History will record that, in the beginning, Castro actually sought a close relationship with the US. However, spurned by Washington and under the constant threat of invasion, he turned towards the Soviet bloc.
That initiated the 1963 missile crisis, which took the globe to the edge of nuclear war and eventually resulted in a secret agreement - that the US would never invade Cuba.
So began a remarkable experiment, in defiance of a United States economic boycott that, given Cuba’s geographical position, would have reduced most countries to ruin.
Despite what propagandists say, the Castro revolution proved hugely popular with ordinary Cubans.
What many forget was that the country that Castro seized in 1959 was akin to a slave colony - with mass starvation, huge ethnic divisions, 90 per cent illiteracy and grinding poverty widespread. Most Cubans were descended from slaves brought in to work the sugar plantations. Castro set about constructing a unique Third World experiment in social architecture.
Today, the average Cuban has a long life expectancy, free education up to university level and levels of public health services and literacy better than the average citizen of the US. This speaks volumes for Castro’s experiment. Any predictions about what will happen to Cuba must now take account of the huge pride Cubans have in this, their truly remarkable achievement.
Of course, the average Cuban has little material wealth, and the Party remains at the centre of everything. But, then, this is a society where, with food, housing and transport so cheap, and education and health free, material wealth is largely irrelevant. Anyway, since the state owns all the shops, goods are the same price everywhere.
To be in Cuba is to experience the wonder of a society where the tyranny of consumerism does not exist. There is no advertising at all and individualism comes second to the common good. Cuban television is like a community channel - devoted to education and sport.
Unlike the Soviet empire, there is no evidence of either party corruption or the power of apparatchiks - communist party officials seem to live in much the same manner as everyone else. And, of course - importantly, in the greater scheme of things – unlike much of the rest of the Americas, Cubans have enjoyed half a century of relative peace.
Central Havana early in the morning is quite unlike any capital in the Americas: thousands of children marching off to school, and buses and lorries packed with workers. The indelible signs of most Latin American cities - the street children, beggars and the thousands arriving wearily from shanty towns - are nowhere to be seen.
Of course, the Castro revolution has had its victims and it continues to provoke a debate - particularly across the left - about notions of democracy and individual freedom. But, then, I suspect that both Castro and monetarist thinker Milton Friedman had just about the same respect for democracy and its wider demands.
Today, a new generation of young Cubans enjoys average levels of education, health and society beyond anything that the rest of the Americas can boast, and nothing can disguise or hide that remarkable achievement.

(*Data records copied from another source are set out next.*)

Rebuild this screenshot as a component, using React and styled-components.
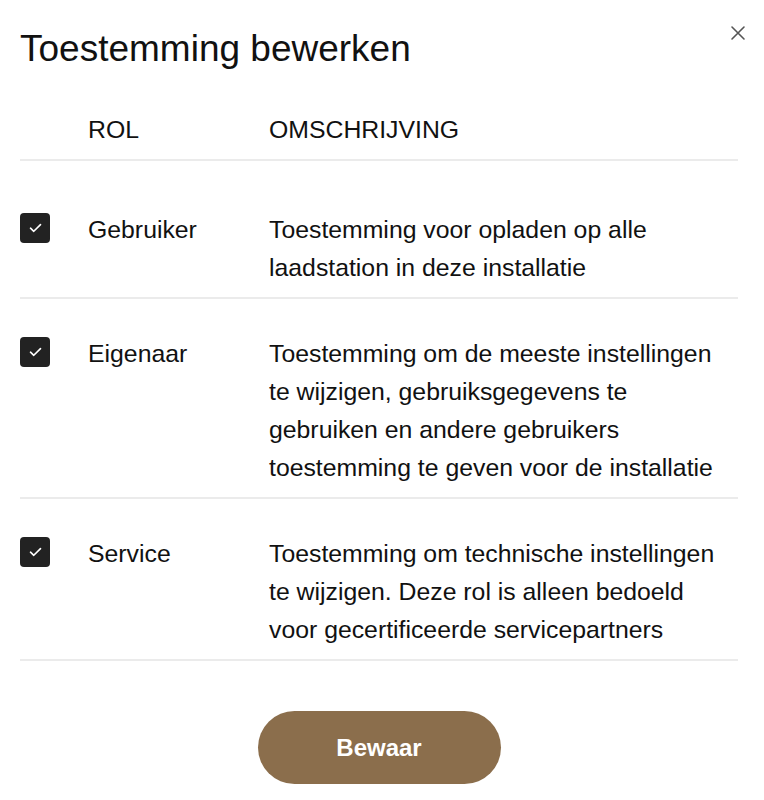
import React from 'react'
import styled, { createGlobalStyle } from 'styled-components'

const GlobalStyle = createGlobalStyle`
  body {
    margin: 0;
    background: #fff;
    font-family: "Liberation Sans", Arial, sans-serif;
    color: #111;
  }
`

const Dialog = styled.div`
  position: relative;
  padding: 27px 26px 0 20px;
`

const Title = styled.h2`
  margin: 0;
  font-size: 37px;
  line-height: 44px;
  font-weight: 400;
`

const CloseButton = styled.button`
  position: absolute;
  top: 24px;
  right: 17px;
  width: 18px;
  height: 18px;
  padding: 0;
  border: 0;
  background: none;
  cursor: pointer;
  svg {
    display: block;
  }
`

const Table = styled.div`
  margin-top: 40px;
`

const Row = styled.div`
  display: grid;
  grid-template-columns: 68px 181px 1fr;
  align-items: start;
  font-size: 24.8px;
  line-height: 38px;
  padding: ${(p) => (p.header ? '0 0 10px' : p.first ? '50px 0 10px' : '36px 0 10px')};
  border-bottom: 2px solid #ebebeb;
`

const Description = styled.span`
  max-width: 452px;
`

const Check = styled.span`
  width: 30px;
  height: 30px;
  margin-top: 2px;
  border-radius: 4px;
  background: #222;
  display: flex;
  align-items: center;
  justify-content: center;
`

const Footer = styled.div`
  display: flex;
  justify-content: center;
  padding-top: 50px;
`

const SaveButton = styled.button`
  width: 243px;
  height: 73px;
  border: 0;
  border-radius: 37px;
  background: #8b6e4c;
  color: #fff;
  font-family: "Liberation Sans", Arial, sans-serif;
  font-size: 24px;
  font-weight: 700;
  cursor: pointer;
`

const roles = [
  {
    name: 'Gebruiker',
    text: 'Toestemming voor opladen op alle laadstation in deze installatie',
  },
  {
    name: 'Eigenaar',
    text: 'Toestemming om de meeste instellingen te wijzigen, gebruiksgegevens te gebruiken en andere gebruikers toestemming te geven voor de installatie',
  },
  {
    name: 'Service',
    text: 'Toestemming om technische instellingen te wijzigen. Deze rol is alleen bedoeld voor gecertificeerde servicepartners',
  },
]

function CheckIcon() {
  return (
    <svg width="13" height="10" viewBox="0 0 13 10" fill="none">
      <path d="M1.5 5.2 L4.8 8.3 L11.5 1.6" stroke="#fff" strokeWidth="1.6" strokeLinecap="round" strokeLinejoin="round" />
    </svg>
  )
}

export default function App() {
  return (
    <>
      <GlobalStyle />
      <Dialog>
        <Title>Toestemming bewerken</Title>
        <CloseButton aria-label="Sluiten">
          <svg width="18" height="18" viewBox="0 0 18 18">
            <path d="M3 3 L15 15 M15 3 L3 15" stroke="#555" strokeWidth="1.6" strokeLinecap="round" />
          </svg>
        </CloseButton>
        <Table>
          <Row header>
            <span />
            <span>ROL</span>
            <span>OMSCHRIJVING</span>
          </Row>
          {roles.map((r, i) => (
            <Row key={r.name} first={i === 0}>
              <Check><CheckIcon /></Check>
              <span>{r.name}</span>
              <Description>{r.text}</Description>
            </Row>
          ))}
        </Table>
        <Footer>
          <SaveButton>Bewaar</SaveButton>
        </Footer>
      </Dialog>
    </>
  )
}
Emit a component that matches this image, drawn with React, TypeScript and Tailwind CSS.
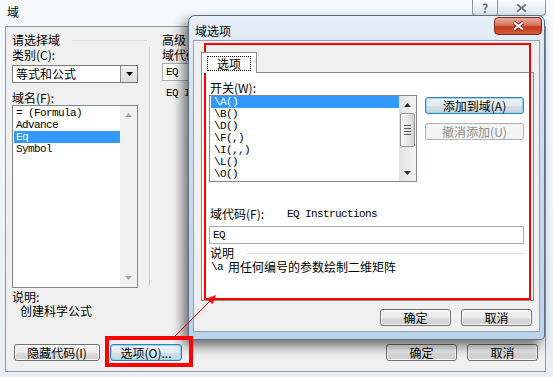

And what will happen, now that the bearded revolutionary icon is slipping away?
Certainly, the US will find a changed situation. For the first time, Cuba has genuine friends in Latin America, in Venezuela, Brazil, Argentina, Nicaragua and Bolivia, whose governments are not particularly pro-American. It is in the United States’s interests to redefine its relations with all of them- as non-colonial, non-exploitative and based on respect.
Cuba, meanwhile, has developed closer relations as part of ALBA (the Bolivarian Alternative for the People of Our America) - an EU-like economic and political organisation - and in agreements with the Mercosur trade area.
How ironic, given all those who died across the Americas as the US fought what they regarded as the scourge of Cuban communism, that today, in Venezuela, Chile, Bolivia and Nicaragua, leftwing democratic governments are popular and in power.